Journalist's Diary -- Along the blood-stained banks of the Arun River By Surendra Phuyal

KARTIKEPUL (Sankhuwasava-Bhojpur Border)

It was the second week of February. The year 2003. The Maoists hadn’t come aboveground. And we were climbing down the steep trial west of Khandbari, the headquarters of Sankhuwasava district. We were sweating heavily, but nonetheless enjoying the beauties of nature and rustic life of the mid-hills in eastern Nepal.

The fog formation over South Asia due to western disturbance was showing no signs of clearing up. That’s why it was yet another dhummieko din (foggy day). Even so, we could see the rays behind the clouds. And the setting sun behind Dingla, of Bhojpur.

Our ‘hero’ of Khandbari, Mr Shyam Niraula, Sankhuwasavali-turned-Kathmanduite Mr Sharad Adhikari and myself were hurrying to reach the other side of the Kartikepul on the Arun River. It was already five in the evening, and the daylight was gradually fading.

Pleasant descent

The air was crisp and the terraces were lovely. Farmers could be seen feeding their cattle on the little sheds, most of which were erected by the side of jumbo haystacks. The hays were shining like gold and seemed fresh.

As fresh were the little kids, homewards from their boarding schools in Manebhanjyang area of Khandbari municipality. I would take one or two snaps of the bright, lovely kids. But we had to go, and reach Kartikepul before it was dark.

Again, it was a steep, down hill walk past the terraces and the villages that had thatched roof. The next moment, we were heading towards a dense saal forest. On the way there were chautaris and stone spouts – built by the local villagers in loving memory of their deceased parents in most cases.

By the time we reached the forest it was already dark. And Shyam alerted us saying, "This is the area, where two stinking bodies probably of Maoists are decaying since days." They must have been killed by the government security forces that keep patrolling the area.

Terror reigns

But we were quiet, walking without reacting to the disturbing piece of information. It was already dark, and the only noise we would hear was that of the raging Arun. None of us dared to walk up the stream to check the bodies. We kept climbing down and, in a while, crossed a stream and reached the banks of the mighty Arun.

Its headwaters in the Tibetan Autonomous Region of China, the river was gently cascading down toward Chatara - and then to Bihar and the Ganga. The next moment, we were on the banks filled with sand and rocks. We were the only humans on the move. It was a moonless night, and there was no light visible in the dark horizons. Nowhere.

Our hearts pounding faster and faster, we continued with our quick walk. It was not easy, given wild nature of the trial. To top it all, it was dark. We were scared of three things: armed Maoists who could mistake us to government sleuths, govt. forces who could mistake us to Maoists, and the marauding wildlife who could mistake us to their prey.

Unclaimed bodies

But none of the above saw us walking that evening. We were spared. And the next moment, as we approached the suspension bridge locals call Kartikepul, Shayam spoke out again, "This is the place, where govt. forces have dumped a body of a young Maoist rebel."

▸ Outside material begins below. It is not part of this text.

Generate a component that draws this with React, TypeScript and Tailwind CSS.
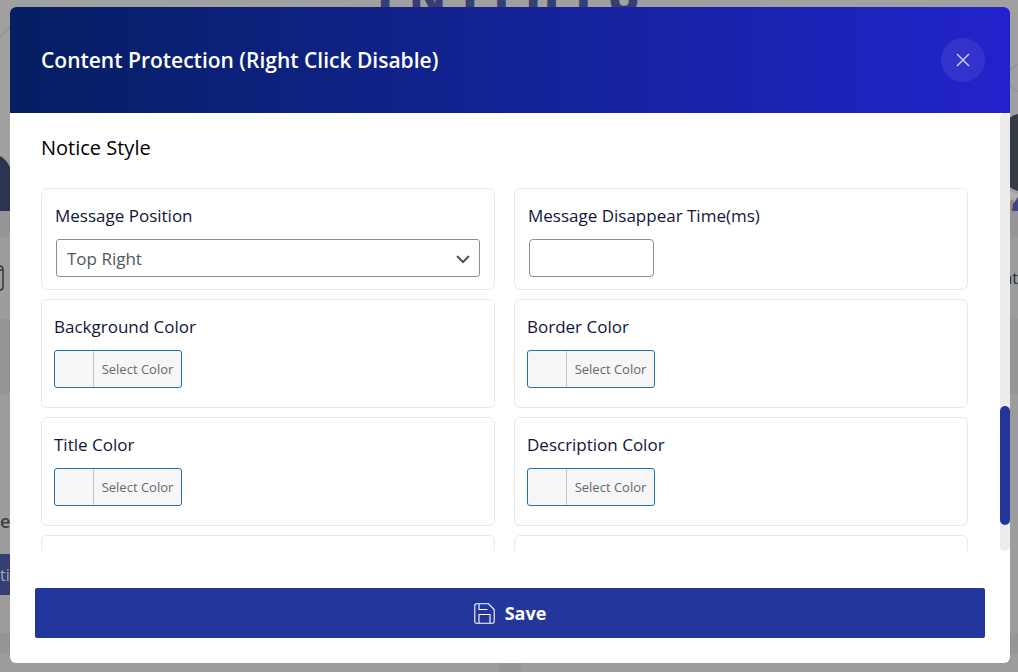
import React from 'react';

const colorFields = [
  { id: 'background-color', label: 'Background Color' },
  { id: 'border-color', label: 'Border Color' },
  { id: 'title-color', label: 'Title Color' },
  { id: 'description-color', label: 'Description Color' },
];

const heroLetters = ['I', 'N', 'I', 'I', 'H', 'J', 'U'];

const cardClass = 'rounded-md border border-[#e9e9ea] px-[13px] pt-[15px]';
const labelClass = 'block text-[17px] leading-6 font-medium text-[#10163a]';

const ColorField: React.FC<{ id: string; label: string }> = ({ id, label }) => (
  <div className="h-[109px] rounded-md border border-[#e9e9ea] px-3 pt-[15px]">
    <label htmlFor={id} className={labelClass}>{label}</label>
    <button
      id={id}
      className="mt-[11px] flex h-[38px] w-32 items-stretch rounded-[3px] border border-[#2271b1] bg-[#f6f6f7] text-[13px] text-[#646970]"
    >
      <span className="w-[39px] border-r border-[#c3c4c7]" />
      <span className="flex flex-1 items-center justify-center pt-0.5">Select Color</span>
    </button>
  </div>
);

const SaveIcon: React.FC = () => (
  <svg width="21" height="21" viewBox="0 0 21 21" fill="none" stroke="currentColor" strokeWidth="1.1" aria-hidden="true">
    <path d="M2 .8H14.5L20.2 6.5V18.7A1.5 1.5 0 0 1 18.7 20.2H2.3A1.5 1.5 0 0 1 .8 18.7V2Z" />
    <path d="M5 1V6.5H13.5M5 20V11.5H16V20" />
  </svg>
);

// Page behind the dialog, already dimmed
const Backdrop: React.FC = () => (
  <div className="flex min-h-screen flex-col bg-[#959595]" aria-hidden="true">
    <div className="flex h-[211px] justify-between overflow-hidden bg-[#a0a0a0]">
      <svg className="mt-[20px] shrink-0" width="20" height="191" viewBox="0 0 20 191">
        <path d="M0 17L14 3" stroke="#959595" strokeWidth="2" />
        <path d="M0 136Q6 139 10 147L20 160V191H0Z" fill="#2b3450" />
      </svg>
      <div className="-mt-[26px] flex w-[263px] justify-between text-[44px] leading-[44px] font-extrabold text-[#373f72]">
        {heroLetters.map((letter, i) => (
          <span key={i}>{letter}</span>
        ))}
      </div>
      <svg className="shrink-0" width="20" height="211" viewBox="0 0 20 211">
        <circle cx="24" cy="78" r="14" fill="none" stroke="#8d8d8d" />
        <path d="M20 114Q10 116 6 126V178Q10 189 20 191Z" fill="#343b42" />
        <path d="M8 188Q13 192 20 194V211H8Z" fill="#b0b0b0" />
        <path d="M10 202L16 199V211H10Z" fill="#a58472" />
        <path d="M15 204L20 197V211H14Z" fill="#3d4684" />
      </svg>
    </div>
    <div className="mt-[26px] flex h-[82px] items-center justify-between bg-[#9c9c9c]">
      <svg width="5" height="28" viewBox="0 0 5 28" fill="none" stroke="#2b2f38" strokeWidth="1.4">
        <path d="M0 2Q3 2 3 6V23Q3 26 0 26M0 6H3" />
      </svg>
      <span className="text-base text-[#262a3a]">nt</span>
    </div>
    <div className="mt-[75px] flex h-[239px] flex-col items-start bg-[#9c9c9c] pt-[115px]">
      <span className="text-[18px] leading-6 font-semibold text-[#3b3e45]">e</span>
      <span className="mt-[21px] flex h-[41px] items-center bg-[#363f73] text-base text-[#a5a5ad]">tin</span>
    </div>
    <div className="mt-[21px] flex flex-1 gap-[22px]">
      <div className="w-[499px] bg-[#9c9c9c]" />
      <div className="flex-1 bg-[#9c9c9c]" />
    </div>
  </div>
);

const App: React.FC = () => {
  return (
    <div className="relative h-screen overflow-hidden font-['Open_Sans','Noto_Sans',sans-serif]">
      <Backdrop />

      <div className="absolute inset-0 flex pt-[7px] pr-2 pb-[9px] pl-[10px]">
        <div role="dialog" aria-labelledby="dialog-title" className="flex min-w-0 flex-1 flex-col overflow-hidden rounded-md bg-white">
          {/* Header */}
          <div className="flex h-[106px] shrink-0 items-center justify-between bg-linear-to-r from-[#061e62] to-[#2222cc] pr-[25px] pl-[31px]">
            <h2 id="dialog-title" className="text-[21px] leading-8 font-semibold text-white">Content Protection (Right Click Disable)</h2>
            <button aria-label="Close" className="flex size-11 items-center justify-center rounded-full bg-white/8 text-white/80">
              <svg width="14" height="14" viewBox="0 0 14 14" fill="none" stroke="currentColor" strokeWidth="1.4">
                <path d="M1 1L13 13M13 1L1 13" />
              </svg>
            </button>
          </div>

          {/* Body */}
          <div className="flex min-h-0 flex-1">
            <div className="min-w-0 flex-1 overflow-hidden pt-5 pr-8 pl-[31px]">
              <h3 className="text-[20px] leading-[30px] font-medium text-black">Notice Style</h3>
              <div className="mt-[25px] grid grid-cols-2 gap-x-[19px] gap-y-[9px]">
                <div className={`h-[102px] ${cardClass}`}>
                  <label htmlFor="position" className={labelClass}>Message Position</label>
                  <div className="relative mx-px mt-[11px]">
                    <select id="position" className="h-[38px] w-full appearance-none rounded-[3px] border border-[#8c8f94] bg-white px-[10px] pt-0.5 text-[17px] text-[#50575e]">
                      <option>Top Right</option>
                    </select>
                    <svg className="pointer-events-none absolute top-3 right-2" width="16" height="16" viewBox="0 0 16 16" fill="none" stroke="#50555c" strokeWidth="2">
                      <path d="M1 5L7 11L13 5" />
                    </svg>
                  </div>
                </div>
                <div className={`h-[102px] ${cardClass}`}>
                  <label htmlFor="time" className={labelClass}>Message Disappear Time(ms)</label>
                  <input id="time" type="text" className="mx-px mt-[11px] block h-[38px] w-[125px] rounded-[4px] border border-[#8c8f94] px-2" />
                </div>
                {colorFields.map((field) => (
                  <ColorField key={field.id} id={field.id} label={field.label} />
                ))}
                <div className={`h-[109px] ${cardClass}`} />
                <div className={`h-[109px] ${cardClass}`} />
              </div>
            </div>
            <div className="flex w-[10px] flex-col rounded-full bg-[#ececec]">
              <div className="h-[67%]" />
              <div className="h-[27%] rounded-full bg-[#23369c]" />
            </div>
          </div>

          {/* Footer */}
          <div className="shrink-0 px-[25px] pt-[37px] pb-[25px]">
            <button className="flex h-[50px] w-full items-center justify-center gap-[10px] rounded-[2px] bg-[#23369c] text-[18px] font-bold text-white">
              <SaveIcon />
              Save
            </button>
          </div>
        </div>
      </div>
    </div>
  );
};

export default App;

The body, according to Shyam and the local villagers, was thrown there three or four days ago. "We heard six or seven rounds of gunfire that Sunday evening, and the next morning we saw the corpse of the same boy," was what a local woman told us the next morning. "Before, he was wearing a vest. But now he is in camouflage."

Late that evening, when we reached the small bazaar-cum-village of Kartikepul, the doors had been shut. And the villagers were preparing to sleep. When we knocked their doors, they were quite reluctant to allow us in. But, after Shyam convinced a landlady, the middle-aged Gurung woman allowed us in.

And we realised, how scared and terrorised Nepalese people are in the rural hinterlands; how badly they have been caught in the crossfire of the senseless cycle of violence; and how quiet and man-less our far-flung villages have become.

Now that the cease-fire has been declared, it should pave the way for lasting peace. Like Shyam and Sharad, I am keeping my fingers crossed.